In March 1883, Andriolli visited Paris where he was guest in home of Władysław Mickiewicz the oldest son of Adam Mickiewicz. Between 1883 and 1886, he lived in Paris, where he worked on illustrating the French language editions of works by William Shakespeare and James Fenimore Cooper. Upon his return he also prepared frescoes in several churches, notably in Kaunas.
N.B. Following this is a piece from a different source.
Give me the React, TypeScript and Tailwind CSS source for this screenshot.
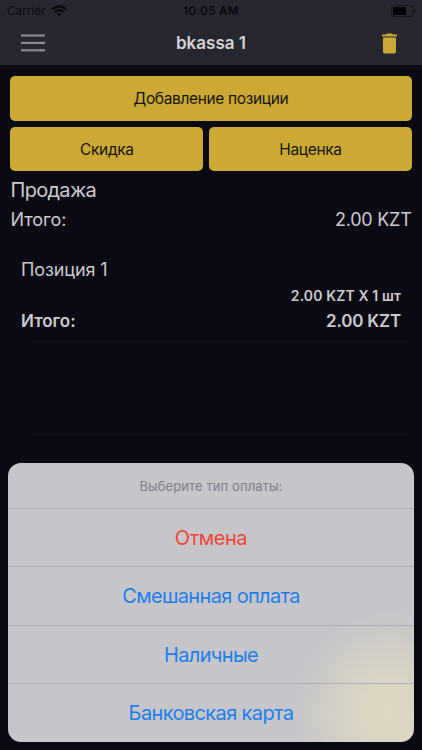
import React from "react";

const options = [
  { label: "Отмена", style: "h-[58px] tracking-[-0.45px] text-[#f0443b]" },
  { label: "Смешанная оплата", style: "h-[59px] tracking-[-0.65px] text-[#1e7fea]" },
  { label: "Наличные", style: "h-[58px] tracking-[-0.65px] text-[#1e7fea]" },
  { label: "Банковская карта", style: "h-[59px] tracking-[-0.62px] text-[#1e7fea]" },
];

const StatusBar = () => (
  <div className="relative flex h-[22px] items-center justify-between pl-[7px] pr-[6px] text-[#08080c]">
    <div className="flex items-center gap-[5px]">
      <span className="text-[11.5px] leading-[22px] tracking-[0.15px]">Carrier</span>
      <svg width="16" height="12" viewBox="0 0 16 12" fill="none" stroke="currentColor" strokeWidth="2.1">
        <path d="M1 4.2a10 10 0 0 1 14 0" />
        <path d="M3.6 7a6.2 6.2 0 0 1 8.8 0" />
        <path d="M8 11.6 5.7 9.2a3.3 3.3 0 0 1 4.6 0z" fill="currentColor" stroke="none" />
      </svg>
    </div>
    <span className="absolute inset-x-0 pt-px text-center text-[11.5px] font-semibold tracking-[0.35px]">10:05 AM</span>
    <svg width="25" height="12" viewBox="0 0 25 12">
      <rect x="0.5" y="0.5" width="21.5" height="11" rx="3" fill="none" stroke="#15151c" />
      <rect x="2" y="2" width="13" height="8" rx="1.5" fill="#000" />
      <path d="M23.2 4v4c1.6-.7 1.6-3.3 0-4z" fill="#15151c" />
    </svg>
  </div>
);

const NavBar = () => (
  <div className="relative flex h-[43px] items-center justify-between pl-[21px] pr-[25px]">
    <svg className="-mt-[2px]" width="24" height="18" viewBox="0 0 24 18" fill="#8b8a90">
      <rect y="0.4" width="24" height="2.2" />
      <rect y="7.8" width="24" height="2.2" />
      <rect y="15.2" width="24" height="2.2" />
    </svg>
    <h1 className="absolute inset-x-0 text-center text-[17px] font-semibold text-[#d3d3d6]">bkassa 1</h1>
    <svg className="-mt-px" width="15" height="21" viewBox="0 0 15 21" fill="#cba934">
      <path d="M0 1.600h4.200L5 .5h5l.8 1.100H15v2H0z" />
      <path d="M1 3.500h13v1.400H1z" fill="#6d5e30" />
      <path d="M1 4.800h13v13.900a1.800 1.800 0 0 1-1.800 1.800H2.800A1.800 1.800 0 0 1 1 18.700z" />
    </svg>
  </div>
);

const App = () => {
  return (
    <div className="relative h-[750px] w-[422px] overflow-hidden bg-[#0a0a13] font-['Inter',sans-serif] text-[#cbcbce]">
      <header className="h-[65px] bg-[#272730]">
        <StatusBar />
        <NavBar />
      </header>

      <main>
        {/* Actions */}
        <div className="flex flex-col gap-[6px] pl-[10.4px] pr-[10.4px] pt-[11px] text-[15.5px] tracking-[-0.35px] text-[#16130a]">
          <button className="h-[44.5px] rounded-[5px] bg-[#cba934]">Добавление позиции</button>
          <div className="flex gap-[6px]">
            <button className="h-[44.5px] w-[193px] rounded-[5px] bg-[#cba934] pt-px">Скидка</button>
            <button className="h-[44.5px] flex-1 rounded-[5px] bg-[#cba934] pt-px">Наценка</button>
          </div>
        </div>

        {/* Totals */}
        <div className="px-[10.5px] pt-[5px]">
          <h2 className="text-[20px] leading-[28px] tracking-[-0.7px]">Продажа</h2>
          <div className="flex justify-between text-[18px] leading-[31px] tracking-[-0.25px]">
            <span className="tracking-[-0.05px]">Итого:</span>
            <span>2.00 KZT</span>
          </div>
        </div>

        {/* Position */}
        <div className="px-[21px] pt-[21px]">
          <div className="text-[18px] leading-[28px] tracking-[-0.1px]">Позиция 1</div>
          <div className="text-right text-[14px] font-semibold leading-[24px] tracking-[0.12px]">2.00 KZT X 1 шт</div>
          <div className="flex justify-between text-[17px] font-semibold leading-[26px]">
            <span>Итого:</span>
            <span className="tracking-[-0.2px]">2.00 KZT</span>
          </div>
        </div>
        <div className="ml-[31px] mr-[11px] mt-[7px] h-[94px] border-y border-[#10101a]" />
      </main>

      {/* Payment type sheet */}
      <section className="absolute left-[8.4px] top-[463px] w-[405.2px] overflow-hidden rounded-[13px] bg-[#c6c5ca] bg-[radial-gradient(ellipse_100px_105px_at_382px_250px,#ded7c2_0%,#dad5c4_30%,#d1cec6_60%,#c9c8c9_85%,#c6c5ca_100%)] text-center">
        <p className="h-[45px] text-[13px] leading-[46px] tracking-[0.1px] text-[#818086]">Выберите тип оплаты:</p>
        {options.map((option) => (
          <button
            key={option.label}
            className={`block w-full border-t border-[#b0afb4] text-[20px] ${option.style}`}
          >
            {option.label}
          </button>
        ))}
      </section>
    </div>
  );
};

export default App;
In the later years of his life, Andriolli found refuge in a small villa he designed for himself near Anielin in what is now the town of Otwock at the Świder River, close to Warsaw. Apart from his own house, he designed several other villas in the area, creating a distinctive architectural style of Warsaw's suburbs. The ''świdermajer'', as it was later dubbed by Konstanty Ildefons Gałczyński, was an eclectic mixture of traditional Mazovian village wooden architecture with Alpine and Siberian styles. It remains a distinctive feature of many of Warsaw's suburbs. Michał Andriolli died on 23 August 1893 in Nałęczów and is buried at the local cemetery.